Uchiha Satsuki, infamous pizza-gremlin, needed precisely none of that.

Coming from a major shinobi clan, she'd had remedial lessons in Fire Fan Blade, the traditional Uchiha style, for several years now. Regardless of the fact that her family's art wasn't suitable to her own fighting style, she'd had her foundation laid. She knew the basics of using a sword, she understood what she didn't need in further instruction, and she was fluid enough not to actually need rigid form practice to instill strength in her motions. There was also the slight issue that Satsuki was simply far more talented than Tenten, to be brutally honest.

I could still teach her Shii-Cho, but given she wasn't a raw initiate in swordsmanship like a relatively poor student-orphan such as Tenten, Satsuki wouldn't get much out of it.

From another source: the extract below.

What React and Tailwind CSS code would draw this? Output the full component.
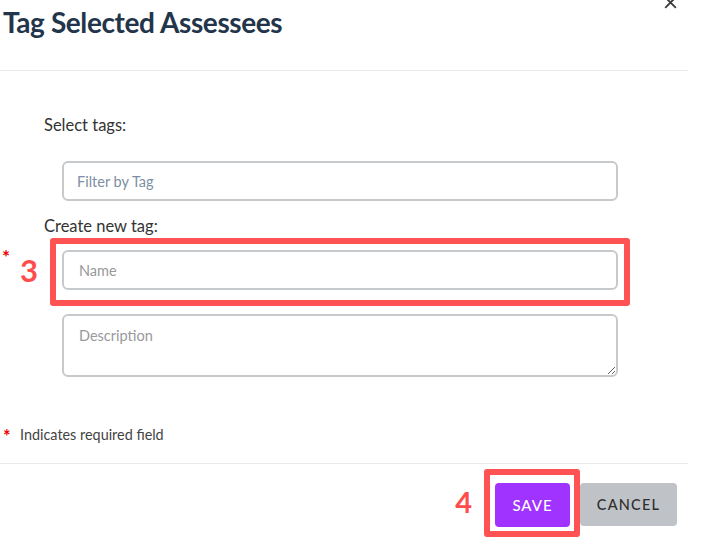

All of this is important because, after Satsuki had heard I'd made and given Tenten a sword and was now teaching her, she moped and sulked around like an irritated cat until I got the hint and gave her what she wanted.

At least I didn't have to worry about a gift for her birthday in three months.

It was also helpful that Sagara gave me a few hours every second or third day to tutor the two in swordsmanship. All of which I knew to mean something was at work behind the scenes, but I'd been a dumbass and decided to invoke the Power of Friendship and it was too late to put the genie back in the bottle now.

Which left me with a problem, because I could run the clock out until Satsuki got bored and left for greener pastures by subjecting her to largely pointless Shii-Cho training or I could grab another sword style to begin training her in. A swordstyle that, unfortunately, would not involve a more advanced lightsaber form because I did not actually have access to a plasma blade for her to wield. Sure, in theory, you could dismantle and rebuild one of the higher Jedi forms into something that could be used with a mundane uchigatana, but if you're going to put that much work into it, why not just pick a different style in the first place.

Because the brutal truth was that Makashi through Juyo all absolutely needed a lightsaber to properly function. I could maybe adapt Form II to work with a high-quality chakra blade, but that would mean not only spontaneously developing the ability to forge some of the most powerful and expensive weapons in the elemental nations, but also debuting a new sword style after gifting a blade to Satsuki.

I was probably already on someone's radar at this point given my development of cheap and easy high-quality ninja wire, even if they weren't watching Tenten and I practice. Something which really should have occurred to me months prior.

So, no, I wasn't going to raise another half-dozen red flags simply to learn and teach some crazy bullshit plasma blade space paladin swordsmanship to a ninja.

Again, at least. Once was a stupid mistake, two or more times was just crazy.

The alternative of waiting out Satsuki's patience was promptly considered... and ultimately discarded. I actually liked Satsuki, even if she was a pizza mooch, and didn't want to waste her time like that. During that time she could also be learning some other skill that would save her life in the wilds of this non-canon setting, so in some ways pushing her through shitty remedial lessons was an active betrayal of our friendship and might contribute to her early demise.

All of these are perfectly valid rationalizations I told myself again and again over the last month to justify investing potential in Hiten Mitsurugi Ryu.

I had to do it to be a good friend and it was definitely not because my inner weeb demanded I seize the golden opportunity to grab what was possibly my favorite fictional sword style of all time, I swear.

Anyone who says otherwise is a filthy lying liar who lies.